_Problem requirements:_ Take the line containing "Rebuild this screenshot", the line containing "bg-white border border-[#6a6a6a]", and all lines between them, and transcribe them exactly. Leave out pictures.

_Dataset extract:_
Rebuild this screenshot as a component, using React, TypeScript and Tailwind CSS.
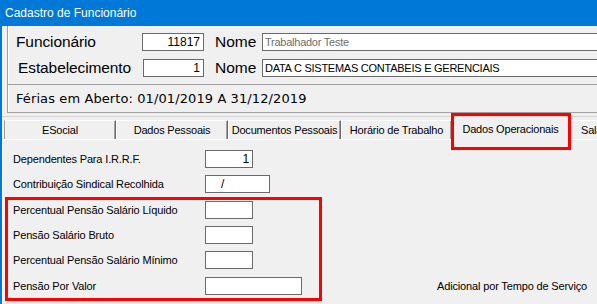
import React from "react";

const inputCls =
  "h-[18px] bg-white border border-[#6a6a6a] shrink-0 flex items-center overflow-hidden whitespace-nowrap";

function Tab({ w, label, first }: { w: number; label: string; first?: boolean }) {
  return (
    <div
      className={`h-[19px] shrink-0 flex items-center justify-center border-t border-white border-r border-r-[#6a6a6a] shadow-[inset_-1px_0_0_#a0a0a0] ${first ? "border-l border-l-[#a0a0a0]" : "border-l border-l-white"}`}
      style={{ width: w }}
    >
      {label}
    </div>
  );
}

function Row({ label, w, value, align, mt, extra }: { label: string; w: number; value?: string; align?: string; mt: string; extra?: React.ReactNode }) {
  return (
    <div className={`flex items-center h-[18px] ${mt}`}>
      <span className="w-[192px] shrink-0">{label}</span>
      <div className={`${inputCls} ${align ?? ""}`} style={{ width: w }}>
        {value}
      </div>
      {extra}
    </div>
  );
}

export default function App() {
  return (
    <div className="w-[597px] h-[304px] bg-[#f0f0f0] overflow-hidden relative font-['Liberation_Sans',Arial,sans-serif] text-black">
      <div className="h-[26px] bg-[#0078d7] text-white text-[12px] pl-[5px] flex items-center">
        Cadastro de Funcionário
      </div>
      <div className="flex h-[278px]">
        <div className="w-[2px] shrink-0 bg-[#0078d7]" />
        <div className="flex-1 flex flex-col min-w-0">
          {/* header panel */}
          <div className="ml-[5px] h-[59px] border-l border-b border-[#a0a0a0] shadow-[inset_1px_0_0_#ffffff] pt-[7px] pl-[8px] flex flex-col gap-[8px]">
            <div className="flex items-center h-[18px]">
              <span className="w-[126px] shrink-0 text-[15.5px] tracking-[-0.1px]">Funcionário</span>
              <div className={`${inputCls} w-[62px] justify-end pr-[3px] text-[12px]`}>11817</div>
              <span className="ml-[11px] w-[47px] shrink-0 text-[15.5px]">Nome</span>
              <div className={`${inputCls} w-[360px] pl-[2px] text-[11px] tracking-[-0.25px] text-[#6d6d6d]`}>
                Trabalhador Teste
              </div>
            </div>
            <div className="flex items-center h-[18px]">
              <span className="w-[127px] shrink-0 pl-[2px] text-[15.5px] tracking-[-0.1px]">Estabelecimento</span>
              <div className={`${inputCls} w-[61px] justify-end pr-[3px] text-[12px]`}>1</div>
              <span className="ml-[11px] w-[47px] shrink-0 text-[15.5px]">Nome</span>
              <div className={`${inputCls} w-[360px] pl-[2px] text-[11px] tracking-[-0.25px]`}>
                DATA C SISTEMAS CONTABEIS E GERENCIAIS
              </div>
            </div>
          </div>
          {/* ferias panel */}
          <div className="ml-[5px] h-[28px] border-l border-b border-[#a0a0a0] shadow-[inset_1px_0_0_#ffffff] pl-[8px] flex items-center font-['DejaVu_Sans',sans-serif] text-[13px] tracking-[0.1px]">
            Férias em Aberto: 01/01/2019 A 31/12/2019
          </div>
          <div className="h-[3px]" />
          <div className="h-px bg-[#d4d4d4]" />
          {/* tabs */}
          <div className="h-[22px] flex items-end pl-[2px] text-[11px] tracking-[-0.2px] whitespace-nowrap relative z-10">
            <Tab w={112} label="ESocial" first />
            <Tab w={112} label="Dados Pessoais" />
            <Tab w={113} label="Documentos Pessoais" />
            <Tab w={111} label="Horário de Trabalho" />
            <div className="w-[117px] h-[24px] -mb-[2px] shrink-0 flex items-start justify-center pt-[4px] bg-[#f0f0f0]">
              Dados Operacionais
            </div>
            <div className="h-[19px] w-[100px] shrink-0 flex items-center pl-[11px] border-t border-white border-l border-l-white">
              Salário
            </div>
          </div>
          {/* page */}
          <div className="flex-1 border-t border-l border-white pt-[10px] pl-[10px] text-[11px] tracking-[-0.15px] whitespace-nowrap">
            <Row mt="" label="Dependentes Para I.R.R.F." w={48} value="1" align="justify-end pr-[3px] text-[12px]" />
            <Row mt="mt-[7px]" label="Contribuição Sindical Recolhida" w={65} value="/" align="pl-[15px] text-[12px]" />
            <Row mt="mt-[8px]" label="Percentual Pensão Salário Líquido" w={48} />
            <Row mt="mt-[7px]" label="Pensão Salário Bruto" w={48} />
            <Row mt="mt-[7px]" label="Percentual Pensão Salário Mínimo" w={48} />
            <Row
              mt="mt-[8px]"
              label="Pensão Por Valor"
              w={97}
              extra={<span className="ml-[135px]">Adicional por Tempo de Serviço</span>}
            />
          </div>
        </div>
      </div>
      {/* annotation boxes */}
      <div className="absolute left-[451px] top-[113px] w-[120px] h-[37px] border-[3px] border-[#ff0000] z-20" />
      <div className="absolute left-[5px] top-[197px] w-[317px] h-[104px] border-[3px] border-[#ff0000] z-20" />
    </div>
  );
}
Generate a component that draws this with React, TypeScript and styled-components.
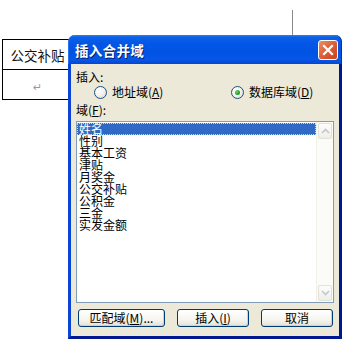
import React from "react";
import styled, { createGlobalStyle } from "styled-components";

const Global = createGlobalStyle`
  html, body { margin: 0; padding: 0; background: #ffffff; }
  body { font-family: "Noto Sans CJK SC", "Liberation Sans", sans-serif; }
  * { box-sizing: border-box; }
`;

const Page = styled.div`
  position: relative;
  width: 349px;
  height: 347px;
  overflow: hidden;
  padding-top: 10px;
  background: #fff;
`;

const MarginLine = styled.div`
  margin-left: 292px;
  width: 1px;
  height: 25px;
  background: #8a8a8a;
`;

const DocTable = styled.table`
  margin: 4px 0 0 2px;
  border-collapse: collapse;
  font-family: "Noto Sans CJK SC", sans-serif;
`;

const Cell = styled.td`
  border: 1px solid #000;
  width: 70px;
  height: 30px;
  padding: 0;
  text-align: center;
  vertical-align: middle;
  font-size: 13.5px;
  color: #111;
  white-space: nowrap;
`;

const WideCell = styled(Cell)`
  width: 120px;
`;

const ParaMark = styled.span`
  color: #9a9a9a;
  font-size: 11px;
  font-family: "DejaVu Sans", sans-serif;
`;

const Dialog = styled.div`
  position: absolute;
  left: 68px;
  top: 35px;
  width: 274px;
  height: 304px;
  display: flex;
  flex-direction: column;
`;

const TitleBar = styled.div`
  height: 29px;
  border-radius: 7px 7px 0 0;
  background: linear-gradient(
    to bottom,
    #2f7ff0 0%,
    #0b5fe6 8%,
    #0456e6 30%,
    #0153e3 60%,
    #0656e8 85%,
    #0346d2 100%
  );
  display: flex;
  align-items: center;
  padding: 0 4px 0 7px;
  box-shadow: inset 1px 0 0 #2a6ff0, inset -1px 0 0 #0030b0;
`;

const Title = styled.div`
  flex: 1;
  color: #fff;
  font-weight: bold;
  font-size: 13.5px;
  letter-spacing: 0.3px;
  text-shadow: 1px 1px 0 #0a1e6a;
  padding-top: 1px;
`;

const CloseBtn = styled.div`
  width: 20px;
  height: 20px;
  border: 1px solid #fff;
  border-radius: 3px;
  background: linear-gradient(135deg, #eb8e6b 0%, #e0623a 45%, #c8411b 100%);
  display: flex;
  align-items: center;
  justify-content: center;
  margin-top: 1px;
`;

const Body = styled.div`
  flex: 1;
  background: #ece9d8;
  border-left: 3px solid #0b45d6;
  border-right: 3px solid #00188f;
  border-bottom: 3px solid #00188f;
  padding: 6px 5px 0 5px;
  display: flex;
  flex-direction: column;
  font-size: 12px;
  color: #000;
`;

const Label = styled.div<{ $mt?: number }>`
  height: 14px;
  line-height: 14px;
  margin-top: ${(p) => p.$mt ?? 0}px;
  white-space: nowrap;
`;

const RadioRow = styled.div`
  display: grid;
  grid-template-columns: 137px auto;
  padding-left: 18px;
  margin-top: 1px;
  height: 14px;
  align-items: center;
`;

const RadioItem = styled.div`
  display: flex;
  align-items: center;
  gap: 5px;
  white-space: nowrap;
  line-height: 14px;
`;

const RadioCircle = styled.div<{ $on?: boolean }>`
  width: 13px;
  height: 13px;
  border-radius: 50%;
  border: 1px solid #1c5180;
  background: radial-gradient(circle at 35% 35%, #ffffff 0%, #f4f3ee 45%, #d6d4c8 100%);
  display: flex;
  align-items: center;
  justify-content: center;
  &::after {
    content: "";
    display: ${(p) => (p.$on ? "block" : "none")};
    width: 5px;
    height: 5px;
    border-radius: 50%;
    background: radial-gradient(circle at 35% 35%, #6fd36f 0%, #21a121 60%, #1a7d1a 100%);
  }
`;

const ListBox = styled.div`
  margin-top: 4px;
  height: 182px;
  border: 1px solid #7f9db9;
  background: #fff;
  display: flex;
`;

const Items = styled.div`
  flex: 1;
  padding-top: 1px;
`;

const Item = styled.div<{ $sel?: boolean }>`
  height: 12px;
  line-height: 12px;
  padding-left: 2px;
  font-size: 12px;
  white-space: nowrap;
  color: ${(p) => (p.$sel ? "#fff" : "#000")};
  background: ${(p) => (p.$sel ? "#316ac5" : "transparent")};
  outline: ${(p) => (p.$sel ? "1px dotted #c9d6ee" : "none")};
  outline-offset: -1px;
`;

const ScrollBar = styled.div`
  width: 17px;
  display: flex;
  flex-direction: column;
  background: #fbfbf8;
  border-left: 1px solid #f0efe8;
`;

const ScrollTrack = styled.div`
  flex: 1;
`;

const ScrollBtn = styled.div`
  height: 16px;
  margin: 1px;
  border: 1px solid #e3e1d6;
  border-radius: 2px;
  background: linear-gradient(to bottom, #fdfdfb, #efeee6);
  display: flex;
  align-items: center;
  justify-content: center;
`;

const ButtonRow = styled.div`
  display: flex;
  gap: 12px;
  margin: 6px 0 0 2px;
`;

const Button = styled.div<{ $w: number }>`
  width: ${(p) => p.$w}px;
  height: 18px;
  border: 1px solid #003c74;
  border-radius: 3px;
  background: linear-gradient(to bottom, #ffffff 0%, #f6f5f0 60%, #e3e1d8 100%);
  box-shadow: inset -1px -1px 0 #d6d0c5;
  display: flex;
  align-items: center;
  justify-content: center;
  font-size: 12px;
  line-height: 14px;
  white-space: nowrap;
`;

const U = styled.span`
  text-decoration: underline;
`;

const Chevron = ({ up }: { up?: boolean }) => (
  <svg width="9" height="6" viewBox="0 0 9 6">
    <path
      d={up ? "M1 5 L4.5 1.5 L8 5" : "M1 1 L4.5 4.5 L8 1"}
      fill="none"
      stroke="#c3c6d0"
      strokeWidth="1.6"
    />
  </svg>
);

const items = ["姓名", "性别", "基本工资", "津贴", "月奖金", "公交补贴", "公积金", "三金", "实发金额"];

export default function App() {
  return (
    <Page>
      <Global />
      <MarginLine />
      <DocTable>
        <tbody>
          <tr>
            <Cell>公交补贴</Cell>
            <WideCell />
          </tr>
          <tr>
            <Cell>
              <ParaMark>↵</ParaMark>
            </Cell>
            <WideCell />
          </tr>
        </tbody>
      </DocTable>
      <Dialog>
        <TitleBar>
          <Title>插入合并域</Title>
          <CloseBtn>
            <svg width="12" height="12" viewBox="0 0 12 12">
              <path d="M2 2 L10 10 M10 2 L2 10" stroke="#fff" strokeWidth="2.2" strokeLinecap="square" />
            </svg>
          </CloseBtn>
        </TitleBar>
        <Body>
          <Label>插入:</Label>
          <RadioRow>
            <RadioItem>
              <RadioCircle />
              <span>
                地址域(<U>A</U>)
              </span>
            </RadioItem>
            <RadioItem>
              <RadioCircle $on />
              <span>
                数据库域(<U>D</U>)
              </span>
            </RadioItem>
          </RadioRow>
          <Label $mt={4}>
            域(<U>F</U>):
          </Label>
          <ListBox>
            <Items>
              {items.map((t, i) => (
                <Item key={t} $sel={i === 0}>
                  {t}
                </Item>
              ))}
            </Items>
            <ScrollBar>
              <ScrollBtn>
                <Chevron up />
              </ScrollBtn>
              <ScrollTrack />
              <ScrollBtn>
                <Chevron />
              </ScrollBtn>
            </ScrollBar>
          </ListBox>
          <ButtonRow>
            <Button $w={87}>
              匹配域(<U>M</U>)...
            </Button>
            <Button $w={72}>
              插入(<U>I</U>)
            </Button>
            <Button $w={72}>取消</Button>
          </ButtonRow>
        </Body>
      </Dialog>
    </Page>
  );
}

...

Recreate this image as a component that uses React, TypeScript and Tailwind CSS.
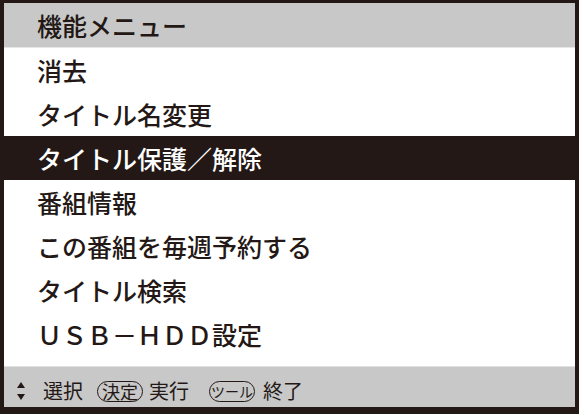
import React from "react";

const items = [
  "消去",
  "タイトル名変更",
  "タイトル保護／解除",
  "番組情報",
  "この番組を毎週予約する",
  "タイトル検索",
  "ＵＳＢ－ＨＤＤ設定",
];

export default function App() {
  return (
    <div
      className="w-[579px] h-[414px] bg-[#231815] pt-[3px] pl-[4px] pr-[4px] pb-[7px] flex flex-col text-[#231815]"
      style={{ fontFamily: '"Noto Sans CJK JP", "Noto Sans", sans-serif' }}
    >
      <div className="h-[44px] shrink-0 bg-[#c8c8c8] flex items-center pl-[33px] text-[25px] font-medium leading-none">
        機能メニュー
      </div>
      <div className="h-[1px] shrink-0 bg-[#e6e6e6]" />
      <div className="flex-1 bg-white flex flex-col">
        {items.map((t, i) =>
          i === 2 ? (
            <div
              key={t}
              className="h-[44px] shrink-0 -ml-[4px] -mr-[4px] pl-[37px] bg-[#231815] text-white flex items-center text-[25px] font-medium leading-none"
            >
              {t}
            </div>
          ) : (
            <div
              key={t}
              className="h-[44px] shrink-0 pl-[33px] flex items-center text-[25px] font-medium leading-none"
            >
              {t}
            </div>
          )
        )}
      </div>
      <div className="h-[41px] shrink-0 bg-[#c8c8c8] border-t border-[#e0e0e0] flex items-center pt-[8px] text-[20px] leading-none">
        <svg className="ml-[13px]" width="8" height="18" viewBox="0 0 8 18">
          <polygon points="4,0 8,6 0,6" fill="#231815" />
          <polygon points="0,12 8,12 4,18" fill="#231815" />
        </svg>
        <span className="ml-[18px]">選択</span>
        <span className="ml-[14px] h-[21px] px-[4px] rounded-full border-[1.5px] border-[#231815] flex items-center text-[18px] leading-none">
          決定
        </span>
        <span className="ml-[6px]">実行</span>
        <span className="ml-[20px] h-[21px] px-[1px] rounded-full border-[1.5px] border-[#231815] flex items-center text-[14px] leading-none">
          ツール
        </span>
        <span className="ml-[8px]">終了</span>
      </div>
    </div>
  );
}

==

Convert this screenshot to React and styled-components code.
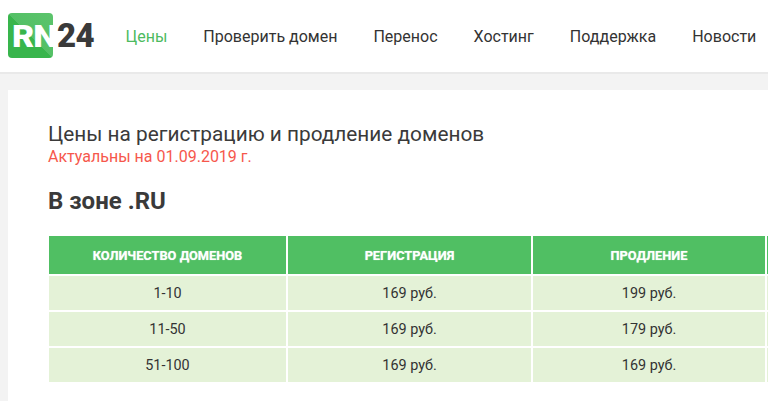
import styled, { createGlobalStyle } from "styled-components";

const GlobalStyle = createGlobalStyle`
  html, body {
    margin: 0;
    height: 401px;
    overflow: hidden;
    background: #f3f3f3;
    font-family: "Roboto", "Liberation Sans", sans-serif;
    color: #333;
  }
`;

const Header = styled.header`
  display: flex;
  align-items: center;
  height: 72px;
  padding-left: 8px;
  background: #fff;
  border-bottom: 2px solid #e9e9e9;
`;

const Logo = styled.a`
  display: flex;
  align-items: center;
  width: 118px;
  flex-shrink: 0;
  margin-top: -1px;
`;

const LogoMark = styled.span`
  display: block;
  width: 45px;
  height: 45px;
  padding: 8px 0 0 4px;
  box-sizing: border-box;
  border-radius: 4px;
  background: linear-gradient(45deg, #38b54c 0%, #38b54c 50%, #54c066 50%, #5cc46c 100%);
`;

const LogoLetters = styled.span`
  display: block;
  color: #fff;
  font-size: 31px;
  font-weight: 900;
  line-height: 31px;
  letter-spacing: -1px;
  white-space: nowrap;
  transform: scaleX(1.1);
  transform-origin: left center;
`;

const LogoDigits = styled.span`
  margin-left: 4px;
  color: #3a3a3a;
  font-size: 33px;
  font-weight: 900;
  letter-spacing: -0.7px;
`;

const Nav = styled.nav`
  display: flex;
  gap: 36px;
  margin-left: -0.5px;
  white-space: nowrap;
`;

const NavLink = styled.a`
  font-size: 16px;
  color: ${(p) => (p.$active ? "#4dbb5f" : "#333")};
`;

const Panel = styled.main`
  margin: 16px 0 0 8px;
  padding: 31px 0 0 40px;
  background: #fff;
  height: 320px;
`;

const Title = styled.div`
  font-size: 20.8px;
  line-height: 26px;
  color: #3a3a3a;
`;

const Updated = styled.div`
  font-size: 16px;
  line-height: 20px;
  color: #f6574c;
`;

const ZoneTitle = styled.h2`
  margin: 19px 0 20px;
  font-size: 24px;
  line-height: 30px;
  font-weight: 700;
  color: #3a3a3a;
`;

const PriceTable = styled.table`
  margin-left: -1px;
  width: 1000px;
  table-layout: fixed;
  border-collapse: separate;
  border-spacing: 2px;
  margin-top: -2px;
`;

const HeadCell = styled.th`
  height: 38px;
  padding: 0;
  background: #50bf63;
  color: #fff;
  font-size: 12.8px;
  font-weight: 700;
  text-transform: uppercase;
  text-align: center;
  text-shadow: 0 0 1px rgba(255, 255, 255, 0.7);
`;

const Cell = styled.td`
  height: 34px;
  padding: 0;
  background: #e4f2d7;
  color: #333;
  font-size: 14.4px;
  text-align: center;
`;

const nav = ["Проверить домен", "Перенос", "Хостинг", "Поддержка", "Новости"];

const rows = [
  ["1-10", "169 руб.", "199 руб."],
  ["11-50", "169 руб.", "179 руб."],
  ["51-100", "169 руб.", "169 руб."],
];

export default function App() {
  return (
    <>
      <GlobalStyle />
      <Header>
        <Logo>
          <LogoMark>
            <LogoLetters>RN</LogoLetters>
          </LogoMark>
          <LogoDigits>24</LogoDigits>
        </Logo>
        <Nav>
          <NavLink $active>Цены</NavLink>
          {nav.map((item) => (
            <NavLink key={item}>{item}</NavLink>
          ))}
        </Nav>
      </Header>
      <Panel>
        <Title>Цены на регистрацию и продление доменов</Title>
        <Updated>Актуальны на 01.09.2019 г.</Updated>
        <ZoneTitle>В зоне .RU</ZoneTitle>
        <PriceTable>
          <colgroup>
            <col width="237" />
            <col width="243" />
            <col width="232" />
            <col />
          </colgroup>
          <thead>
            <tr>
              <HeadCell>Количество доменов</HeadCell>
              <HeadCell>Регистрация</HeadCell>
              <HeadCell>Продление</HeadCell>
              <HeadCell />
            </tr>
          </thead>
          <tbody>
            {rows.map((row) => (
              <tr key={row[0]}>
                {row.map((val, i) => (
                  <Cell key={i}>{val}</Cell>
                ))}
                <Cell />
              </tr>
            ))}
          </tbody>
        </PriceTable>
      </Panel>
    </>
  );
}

_Result of the task:_
Rebuild this screenshot as a component, using React, TypeScript and Tailwind CSS.
import React from "react";

const inputCls =
  "h-[18px] bg-white border border-[#6a6a6a] shrink-0 flex items-center overflow-hidden whitespace-nowrap";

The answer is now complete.